Provided material.
----
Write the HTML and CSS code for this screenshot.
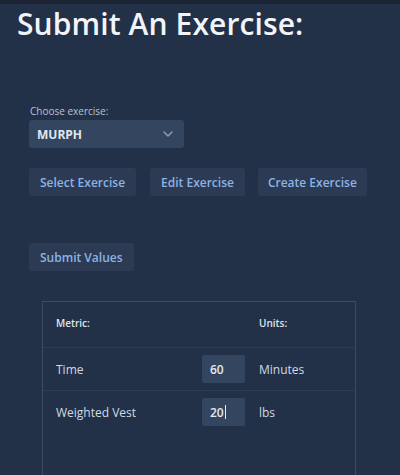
FILE: index.html
```html
<!DOCTYPE html>
<html>
<head>
<meta charset="utf-8">
<link rel="stylesheet" href="styles.css">
</head>
<body>
<div class="topbar"></div>
<main class="page">
  <h1 class="title">Submit An Exercise:</h1>
  <label class="label">Choose exercise:</label>
  <div class="select">
    <span>MURPH</span>
    <svg class="chev" width="10" height="6" viewBox="0 0 10 6"><path d="M1 1l4 4 4-4" fill="none" stroke="#8a9bb3" stroke-width="1.5" stroke-linecap="round" stroke-linejoin="round"/></svg>
  </div>
  <div class="btnrow">
    <button class="btn">Select Exercise</button>
    <button class="btn">Edit Exercise</button>
    <button class="btn">Create Exercise</button>
  </div>
  <div class="submitrow">
    <button class="btn">Submit Values</button>
  </div>
  <div class="table">
    <div class="row head">
      <div class="c1">Metric:</div>
      <div class="c2"></div>
      <div class="c3">Units:</div>
    </div>
    <div class="row">
      <div class="c1">Time</div>
      <div class="c2"><div class="input">60</div></div>
      <div class="c3">Minutes</div>
    </div>
    <div class="row last">
      <div class="c1">Weighted Vest</div>
      <div class="c2"><div class="input">20<span class="caret"></span></div></div>
      <div class="c3">lbs</div>
    </div>
  </div>
</main>
</body>
</html>
```
FILE: styles.css
```css
html, body {
  margin: 0;
  background: #223148;
  height: 100%;
  overflow: hidden;
}
body {
  font-family: "Open Sans", "Noto Sans", sans-serif;
  color: #e6ebf2;
}
.topbar {
  height: 4px;
  background: #1b2536;
}
.page {
  padding: 0 0 0 29px;
}
.title {
  margin: 0 0 0 -12px;
  font-size: 30px;
  font-weight: 600;
  color: #f1f4f8;
  line-height: 40px;
  letter-spacing: 0.1px;
}
.label {
  display: block;
  margin-top: 60px;
  font-size: 10px;
  color: #b9c3d1;
  line-height: 14px;
  padding-left: 1px;
}
.select {
  margin-top: 2px;
  width: 155px;
  height: 28px;
  box-sizing: border-box;
  background: #34465f;
  border-radius: 3px;
  display: flex;
  align-items: center;
  justify-content: space-between;
  padding: 0 11px 0 8px;
  font-size: 12px;
  font-weight: 700;
  color: #e1e7ef;
}
.btnrow {
  display: flex;
  gap: 14px;
  margin-top: 20px;
}
.btn {
  height: 28px;
  padding: 0 11px;
  border: none;
  border-radius: 3px;
  background: #2c3b53;
  color: #8db2e4;
  font-family: inherit;
  font-size: 12px;
  font-weight: 600;
}
.btnrow .btn:nth-child(3) { padding: 0 10px; margin-left: -1px; }
.submitrow {
  margin-top: 47px;
}
.table {
  margin: 30px 0 0 13px;
  width: 314px;
  height: 180px;
  box-sizing: border-box;
  border: 1px solid #3a4b63;
  border-bottom: none;
}
.row {
  display: flex;
  align-items: center;
  height: 42px;
  border-top: 1px solid #2d3d54;
  font-size: 12px;
  color: #d2d9e3;
}
.row.head {
  border-top: none;
  height: 45px;
  padding-bottom: 3px;
  box-sizing: border-box;
  font-size: 10px;
  font-weight: 600;
  color: #dfe5ed;
}
.c1 {
  width: 146px;
  padding-left: 13px;
}
.c2 {
  width: 57px;
}
.c3 {
  flex: 1;
}
.input {
  width: 43px;
  height: 28px;
  box-sizing: border-box;
  background: #34465f;
  border-radius: 2px;
  display: flex;
  align-items: center;
  padding-left: 8px;
  font-size: 12px;
  font-weight: 600;
  color: #e4e9f0;
}
.caret {
  display: inline-block;
  width: 1px;
  height: 14px;
  background: #e4e9f0;
  margin-left: 1px;
}
```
----
Your instructions. Write out again every line above exactly as given; the pictures do not belong in the copy.

Exercise answer.
Write the HTML and CSS code for this screenshot.
FILE: index.html
```html
<!DOCTYPE html>
<html>
<head>
<meta charset="utf-8">
<link rel="stylesheet" href="styles.css">
</head>
<body>
<div class="topbar"></div>
<main class="page">
  <h1 class="title">Submit An Exercise:</h1>
  <label class="label">Choose exercise:</label>
  <div class="select">
    <span>MURPH</span>
    <svg class="chev" width="10" height="6" viewBox="0 0 10 6"><path d="M1 1l4 4 4-4" fill="none" stroke="#8a9bb3" stroke-width="1.5" stroke-linecap="round" stroke-linejoin="round"/></svg>
  </div>
  <div class="btnrow">
    <button class="btn">Select Exercise</button>
    <button class="btn">Edit Exercise</button>
    <button class="btn">Create Exercise</button>
  </div>
  <div class="submitrow">
    <button class="btn">Submit Values</button>
  </div>
  <div class="table">
    <div class="row head">
      <div class="c1">Metric:</div>
      <div class="c2"></div>
      <div class="c3">Units:</div>
    </div>
    <div class="row">
      <div class="c1">Time</div>
      <div class="c2"><div class="input">60</div></div>
      <div class="c3">Minutes</div>
    </div>
    <div class="row last">
      <div class="c1">Weighted Vest</div>
      <div class="c2"><div class="input">20<span class="caret"></span></div></div>
      <div class="c3">lbs</div>
    </div>
  </div>
</main>
</body>
</html>
```
FILE: styles.css
```css
html, body {
  margin: 0;
  background: #223148;
  height: 100%;
  overflow: hidden;
}
body {
  font-family: "Open Sans", "Noto Sans", sans-serif;
  color: #e6ebf2;
}
.topbar {
  height: 4px;
  background: #1b2536;
}
.page {
  padding: 0 0 0 29px;
}
.title {
  margin: 0 0 0 -12px;
  font-size: 30px;
  font-weight: 600;
  color: #f1f4f8;
  line-height: 40px;
  letter-spacing: 0.1px;
}
.label {
  display: block;
  margin-top: 60px;
  font-size: 10px;
  color: #b9c3d1;
  line-height: 14px;
  padding-left: 1px;
}
.select {
  margin-top: 2px;
  width: 155px;
  height: 28px;
  box-sizing: border-box;
  background: #34465f;
  border-radius: 3px;
  display: flex;
  align-items: center;
  justify-content: space-between;
  padding: 0 11px 0 8px;
  font-size: 12px;
  font-weight: 700;
  color: #e1e7ef;
}
.btnrow {
  display: flex;
  gap: 14px;
  margin-top: 20px;
}
.btn {
  height: 28px;
  padding: 0 11px;
  border: none;
  border-radius: 3px;
  background: #2c3b53;
  color: #8db2e4;
  font-family: inherit;
  font-size: 12px;
  font-weight: 600;
}
.btnrow .btn:nth-child(3) { padding: 0 10px; margin-left: -1px; }
.submitrow {
  margin-top: 47px;
}
.table {
  margin: 30px 0 0 13px;
  width: 314px;
  height: 180px;
  box-sizing: border-box;
  border: 1px solid #3a4b63;
  border-bottom: none;
}
.row {
  display: flex;
  align-items: center;
  height: 42px;
  border-top: 1px solid #2d3d54;
  font-size: 12px;
  color: #d2d9e3;
}
.row.head {
  border-top: none;
  height: 45px;
  padding-bottom: 3px;
  box-sizing: border-box;
  font-size: 10px;
  font-weight: 600;
  color: #dfe5ed;
}
.c1 {
  width: 146px;
  padding-left: 13px;
}
.c2 {
  width: 57px;
}
.c3 {
  flex: 1;
}
.input {
  width: 43px;
  height: 28px;
  box-sizing: border-box;
  background: #34465f;
  border-radius: 2px;
  display: flex;
  align-items: center;
  padding-left: 8px;
  font-size: 12px;
  font-weight: 600;
  color: #e4e9f0;
}
.caret {
  display: inline-block;
  width: 1px;
  height: 14px;
  background: #e4e9f0;
  margin-left: 1px;
}
```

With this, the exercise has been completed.